Task requirements >> Copy each line below that includes "this".

Material >>
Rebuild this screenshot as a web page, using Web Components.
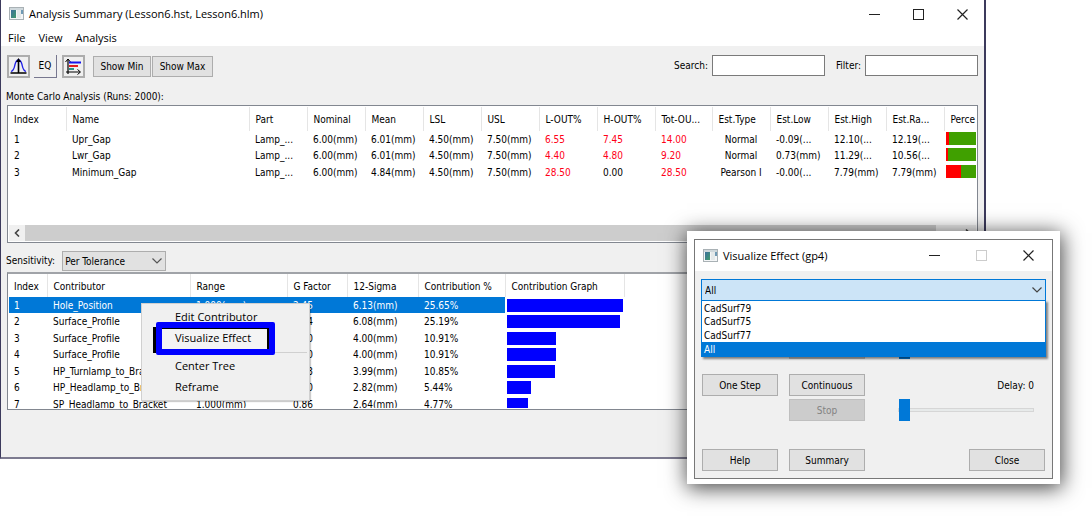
<!DOCTYPE html>
<html lang="en">
<head>
<meta charset="utf-8">
<title>Analysis Summary</title>
<style>
  html, body { margin: 0; height: 100%; }
  body { position: relative; overflow: hidden; background: #fff; color: #000;
    font: 10px/16px "DejaVu Sans Condensed", "Noto Sans", sans-serif; }
</style>
</head>
<body>
<analysis-app></analysis-app>
<script>
const define = (name, html, extra) => customElements.define(name, class extends HTMLElement {
  constructor() {
    super();
    this.attachShadow({ mode: 'open' }).innerHTML = html;
  }
  connectedCallback() { if (extra) extra(this, this.shadowRoot); }
});

const BUTTON = `
  button { font: inherit; color: inherit; margin: 0; padding: 0; box-sizing: border-box; }
`;

/* Small application glyph of the title bars */
define('app-icon', `
<style>:host { display: block; width: 16px; height: 14px; } svg { display: block; }</style>
<svg width="16" height="14" viewBox="0 0 16 14" aria-hidden="true">
  <defs><linearGradient id="g" x1="0" y1="0" x2="1" y2="1"><stop offset="0" stop-color="#3d6f9e"/><stop offset="1" stop-color="#3f9a6a"/></linearGradient></defs>
  <rect x=".5" y=".5" width="14" height="12" fill="#f4f6f7" stroke="#a9b1b5"/>
  <rect x="1" y="1" width="13" height="2" fill="#cfd8dc"/>
  <rect x="2" y="3" width="5" height="8" fill="url(#g)"/>
  <rect x="8" y="3" width="4" height="8" fill="#e4e9ea"/>
  <rect x="12" y="3" width="2" height="4" fill="#6f9ab5"/>
</svg>`);

/* Title bar: icon, title and the three window buttons */
define('title-bar', `
<style>
  ${BUTTON}
  :host { display: flex; align-items: center; background: #fff; padding-left: 8px; gap: 4px;
    font: 11px/16px "Open Sans", "Noto Sans", sans-serif; }
  h1 { font: inherit; margin: 0; flex: 1; white-space: nowrap; }
  .ctl { display: flex; }
  button { border: 0; background: none; width: var(--ctl, 44px); height: 28px; display: grid; place-items: center; color: #222; }
  button:disabled { color: #ccc; }
</style>
<app-icon></app-icon>
<h1><slot></slot></h1>
<div class="ctl">
  <button aria-label="Minimize"><svg width="11" height="11"><path d="M0 5.5h11" stroke="currentColor"/></svg></button>
  <button aria-label="Maximize" class="max"><svg width="11" height="11"><rect x=".5" y=".5" width="10" height="10" fill="none" stroke="currentColor"/></svg></button>
  <button aria-label="Close"><svg width="11" height="11"><path d="M.5.5l10 10M10.5.5l-10 10" stroke="currentColor" stroke-width="1.2"/></svg></button>
</div>`, (el, root) => { root.querySelector('.max').disabled = el.hasAttribute('fixed'); });

define('menu-bar', `
<style>
  ${BUTTON}
  :host { display: flex; gap: 13px; padding: 0 7px; height: 18px; background: #fff;
    font: 11px/20px "Open Sans", "Noto Sans", sans-serif; }
  button { border: 0; background: none; }
</style>
<button>File</button><button>View</button><button>Analysis</button>`);

define('tool-bar', `
<style>
  ${BUTTON}
  :host { display: flex; align-items: flex-start; padding: 9px 6px 0 6px; height: 34px; box-sizing: border-box; }
  .icon { width: 23px; height: 23px; margin-right: 4px; border: 2px solid #adadad; background: #f0f0f0; display: grid; place-items: center; }
  .eq { margin-right: 5px; border-color: #f0f0f0 #77778f #77778f #f0f0f0; border-width: 0 1px 1px 0; }
  .txt { height: 21px; background: #e1e1e1; border: 1px solid #adadad; margin-top: 1px; padding-top: 1px; }
  .min { width: 58px; margin-left: 4px; margin-right: 1px; }
  .maxi { width: 61px; }
  .fields { margin-left: auto; display: flex; }
  label { line-height: 21px; margin-right: 4px; }
  input { width: 113px; height: 21px; box-sizing: border-box; border: 1px solid #7a7a7a; background: #fff; font: inherit; padding: 0 3px; margin: 0; }
  .second { margin-left: 11px; }
</style>
<button class="icon" aria-label="Distribution"><svg width="17" height="17" viewBox="0 0 17 17"><path d="M1 13.500c3-1 3-3 4-7 .8-3 1.500-4.500 3.500-4.500s2.700 1.500 3.500 4.500c1 4 1 6 4 7" fill="none" stroke="#2222e8" stroke-width="1.300"/><path d="M8.500 3v12M.5 15h16" stroke="#000" stroke-width="1.600"/><path d="M8.500 0l2.500 4h-5z"/></svg></button>
<button class="icon eq">EQ</button>
<button class="icon" aria-label="Contributions"><svg width="17" height="17" viewBox="0 0 17 17"><path d="M3 1v15M1 14h14" stroke="#000" stroke-width="1.200" fill="none"/><path d="M.5 4L3 1l2.500 3M12.500 11.500l3 2.500-3 2.500" fill="none" stroke="#000"/><path d="M4 4.500h12" stroke="#1414f0" stroke-width="2"/><path d="M4 8h9" stroke="#e02020" stroke-width="2"/><path d="M4 11h5" stroke="#28928a" stroke-width="2"/></svg></button>
<button class="txt min">Show Min</button>
<button class="txt maxi">Show Max</button>
<div class="fields">
  <label for="s">Search:</label><input id="s">
  <label class="second" for="f">Filter:</label><input id="f">
</div>`);

/* List view: a bordered box that clips its table */
const GRID = `
  :host { display: block; border: 1px solid #828790; background: #fff; overflow: hidden; padding: 1px; box-sizing: border-box; }
  .clip { overflow: hidden; height: 100%; }
  table { border-collapse: collapse; table-layout: fixed; width: 0; white-space: nowrap; }
  th, td { padding: 2px 0 0 6px; text-align: left; font-weight: 400; overflow: hidden; line-height: 14px; vertical-align: top; box-sizing: border-box; }
  th { height: 23px; line-height: 21px; border-right: 1px solid #e5e5e5; }
  tr > :first-child { padding-left: 5px; }
  tbody tr { height: 16px; }
  tbody tr:nth-child(even) { height: 17px; }
`;
const cols = list => '<colgroup>' + list.map(w => `<col style="width:${w}px">`).join('') + '</colgroup>';
const head = list => '<thead><tr>' + list.map(t => `<th scope="col">${t}</th>`).join('') + '</tr></thead>';

const runs = [
  ['1', 'Upr_Gap', 'Lamp_...', '6.00(mm)', '6.01(mm)', '4.50(mm)', '7.50(mm)', '6.55', '7.45', '14.00', 'Normal', '-0.09(...', '12.10(...', '12.19(...', 3],
  ['2', 'Lwr_Gap', 'Lamp_...', '6.00(mm)', '6.01(mm)', '4.50(mm)', '7.50(mm)', '4.40', '4.80', '9.20', 'Normal', '0.73(mm)', '11.29(...', '10.56(...', 2],
  ['3', 'Minimum_Gap', 'Lamp_...', '6.00(mm)', '4.84(mm)', '4.50(mm)', '7.50(mm)', '28.50', '0.00', '28.50', 'Pearson I', '-0.00(...', '7.79(mm)', '7.79(mm)', 15]];
define('run-grid', `
<style>
  ${GRID}
  :host { display: flex; flex-direction: column; height: 138px; }
  .clip { flex: 1; }
  th { height: 24px; line-height: 22px; }
  .red { color: #ff0018; }
  .mid { text-align: center; padding-left: 0; }
  .bar { padding: 1px 0 0 2px; }
  .bar i { display: block; height: 13px; background: #40a000; border-left: var(--bad) solid #f00; }
  .scroll { display: flex; height: 16px; background: #f0f0f0; }
  .scroll button { width: 16px; border: 0; padding: 0; background: none; }
  .thumb { flex: 1; background: #cdcdcd; margin-right: 24px; }
  svg { display: block; margin: auto; }
</style>
<div class="clip"><table>
${cols([57, 183, 58, 58, 58, 58, 58, 58, 58, 57, 58, 58, 58, 58, 58])}
${head(['Index', 'Name', 'Part', 'Nominal', 'Mean', 'LSL', 'USL', 'L-OUT%', 'H-OUT%', 'Tot-OU...', 'Est.Type', 'Est.Low', 'Est.High', 'Est.Ra...', 'Perce'])}
<tbody>${runs.map(r => '<tr>' + r.map((v, i) => {
  if (i === 14) return `<td class="bar"><i style="--bad:${v}px"></i></td>`;
  const c = i >= 7 && i <= 9 && v !== '0.00' ? 'red' : i === 10 ? 'mid' : '';
  return `<td class="${c}">${v}</td>`;
}).join('') + '</tr>').join('')}</tbody>
</table></div>
<div class="scroll">
  <button aria-label="Scroll left"><svg width="8" height="8"><path d="M6 0.500L2.500 4L6 7.500" fill="none" stroke="#444" stroke-width="1.600"/></svg></button>
  <div class="thumb"></div>
  <button aria-label="Scroll right"><svg width="8" height="8"><path d="M2 0.500L5.500 4L2 7.500" fill="none" stroke="#444" stroke-width="1.600"/></svg></button>
</div>`);

const parts = [
  ['1', 'Hole_Position', '1.000(mm)', '2.45', '6.13(mm)', '25.65%', 116],
  ['2', 'Surface_Profile', '', '1.14', '6.08(mm)', '25.19%', 113],
  ['3', 'Surface_Profile', '', '1.00', '4.00(mm)', '10.91%', 49],
  ['4', 'Surface_Profile', '', '1.00', '4.00(mm)', '10.91%', 49],
  ['5', 'HP_Turnlamp_to_Bracket', '', '1.33', '3.99(mm)', '10.85%', 48],
  ['6', 'HP_Headlamp_to_Bracket', '', '1.00', '2.82(mm)', '5.44%', 24],
  ['7', 'SP_Headlamp_to_Bracket', '1.000(mm)', '0.86', '2.64(mm)', '4.77%', 21]];
define('part-grid', `
<style>
  ${GRID}
  :host { height: 138px; border-top: 2px solid #a0a3a8; padding-top: 0; }
  .sel td:not(.bar) { background: #0078d7; color: #fff; }
  .bar { padding: 2px 0 0 2px; }
  .bar i { display: block; height: 13px; background: #00f; }
</style>
<div class="clip"><table>
${cols([38, 143, 97, 60, 71, 87, 119])}
${head(['Index', 'Contributor', 'Range', 'G Factor', '12-Sigma', 'Contribution %', 'Contribution Graph'])}
<tbody>${parts.map((r, n) => `<tr class="${n ? '' : 'sel'}">` + r.map((v, i) =>
  i === 6 ? `<td class="bar"><i style="width:${v}px"></i></td>` : `<td>${v}</td>`).join('') + '</tr>').join('')}</tbody>
</table></div>`);

define('context-menu', `
<style>
  ${BUTTON}
  :host { display: block; width: 169px; height: 98px; box-sizing: border-box; background: #f0f0f0; border: 1px solid #d0d0d0;
    padding: 2px 2px; font: 11px/21px "Open Sans", "Noto Sans", sans-serif; box-shadow: 1px 1px 1px #0003; }
  button { display: block; width: 100%; height: 21px; border: 0; background: none; text-align: left; padding-left: 31px; white-space: nowrap; position: relative; z-index: 1; }
  hr { border: 0; border-top: 1px solid #d0d0d0; margin: 4px 0 2px 31px; }
  .mark { position: absolute; left: 14px; top: 18px; width: 119px; height: 33px; box-sizing: border-box; border: 6px solid #00f; border-radius: 2px;
    background: #f4f4f4; box-shadow: inset -2px 1px #000; }
  .mark::before { content: ""; position: absolute; left: -9px; top: -1px; width: 3px; height: 26px; background: #000; }
</style>
<div class="mark"></div>
<button>Edit Contributor</button>
<button>Visualize Effect</button>
<hr>
<button>Center Tree</button>
<button>Reframe</button>`);

define('effect-dialog', `
<style>
  ${BUTTON}
  :host { display: block; box-sizing: border-box; width: 373px; background: #fff; padding: 8px 7px 5px; box-shadow: 1px 3px 20px 1px #000b; }
  .win { border: 1px solid #777; background: #f0f0f0; }
  title-bar { height: 31px; --ctl: 47px; }
  .body { padding: 8px 6px 7px; position: relative; }
  .combo { position: relative; z-index: 1; }
  select { appearance: none; display: block; width: 100%; height: 22px; box-sizing: border-box; margin: 0; border: 1px solid #0078d7; border-radius: 0;
    background: #cce4f7; font: inherit; color: inherit; padding: 1px 3px 0; }
  .combo svg { position: absolute; right: 4px; top: 8px; }
  ul { position: absolute; left: 0; right: 0; top: 21px; margin: 0; padding: 1px 0 0; list-style: none; background: #fff; border: 1px solid #0078d7; box-shadow: 2px 2px 2px #0007; line-height: 14px; }
  li { height: 13px; padding-left: 2px; }
  li:nth-child(2) { height: 14px; }
  li:last-child { background: #0078d7; color: #fff; height: 14px; line-height: 15px; }
  .grid { display: grid; grid-template-columns: 76px 76px 1fr; column-gap: 11px; row-gap: 3px; padding: 36px 12px 0 1px; align-items: center; }
  .btn { height: 22px; border: 1px solid #adadad; background: #e1e1e1; padding-top: 1px; }
  .btn:disabled { background: #ccc; border-color: #bfbfbf; color: #838383; }
  .gap { margin-bottom: 12px; }
  label { justify-self: end; padding-top: 1px; }
  input { appearance: none; margin: 0 0 0 22px; height: 22px; background: none; width: auto; justify-self: stretch; min-width: 0; }
  input::-webkit-slider-runnable-track { height: 4px; background: #e7eaea; border: 1px solid #d6d6d6; box-sizing: border-box; }
  input::-webkit-slider-thumb { appearance: none; width: 11px; height: 22px; margin-top: -10px; background: #0078d7; border: 0; border-radius: 0; }
  .foot { display: flex; gap: 11px; padding: 28px 1px 0 1px; }
  .foot .btn { width: 76px; }
  .foot .btn:last-child { margin-left: auto; }
</style>
<div class="win">
  <title-bar fixed>Visualize Effect (gp4)</title-bar>
  <div class="body">
    <div class="combo">
      <select aria-label="Surface"><option>All</option></select>
      <svg width="10" height="6"><path d="M.5.5l4.500 4.500l4.500-4.500" fill="none" stroke="#444" stroke-width="1.200"/></svg>
      <ul role="listbox" aria-label="Surfaces"><li role="option">CadSurf79</li><li role="option">CadSurf75</li><li role="option">CadSurf77</li><li role="option">All</li></ul>
    </div>
    <div class="grid">
      <span></span><button class="btn gap" disabled aria-label="Stop steps"></button><input class="gap" type="range" value="0" aria-label="Steps">
      <button class="btn">One Step</button><button class="btn">Continuous</button><label for="d">Delay: 0</label>
      <span></span><button class="btn" disabled>Stop</button><input id="d" type="range" value="0">
    </div>
    <div class="foot"><button class="btn">Help</button><button class="btn">Summary</button><button class="btn">Close</button></div>
  </div>
</div>`);

define('analysis-app', `
<style>
  :host { display: block; }
  main { margin-right: 106px; border: solid #3c3a5c; border-width: 0 2px 0 1px; border-bottom: 2px solid #7d7b90; background: #f0f0f0; }
  .caption { padding: 9px 5px 0; line-height: 16px; }
  .panel { padding: 0 6px; position: relative; }
  .sens { display: flex; align-items: center; height: 29px; padding: 8px 5px 1px; box-sizing: border-box; }
  .pick { position: relative; margin-left: 7px; }
  select { appearance: none; width: 104px; height: 20px; box-sizing: border-box; display: block; margin: 0; border: 1px solid #adadad; border-radius: 0; background: #e1e1e1; font: inherit; color: inherit; padding: 1px 2px 0; }
  .pick svg { position: absolute; right: 4px; top: 7px; }
  footer { height: 47px; }
  context-menu { position: absolute; left: 140px; top: 31px; }
  effect-dialog { position: absolute; right: 32px; top: 231px; }
</style>
<main>
  <title-bar>Analysis Summary (Lesson6.hst, Lesson6.hlm)</title-bar>
  <menu-bar></menu-bar>
  <tool-bar></tool-bar>
  <div class="caption">Monte Carlo Analysis (Runs: 2000):</div>
  <div class="panel"><run-grid></run-grid></div>
  <div class="sens"><label for="t">Sensitivity:</label>
    <div class="pick"><select id="t"><option>Per Tolerance</option></select>
    <svg width="10" height="6"><path d="M.5.5l4.500 4.500l4.500-4.500" fill="none" stroke="#555" stroke-width="1.200"/></svg></div></div>
  <div class="panel"><part-grid></part-grid><context-menu></context-menu></div>
  <footer></footer>
</main>
<effect-dialog></effect-dialog>`);
</script>
</body>
</html>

Written reply >>
Rebuild this screenshot as a web page, using Web Components.
    this.attachShadow({ mode: 'open' }).innerHTML = html;
  connectedCallback() { if (extra) extra(this, this.shadowRoot); }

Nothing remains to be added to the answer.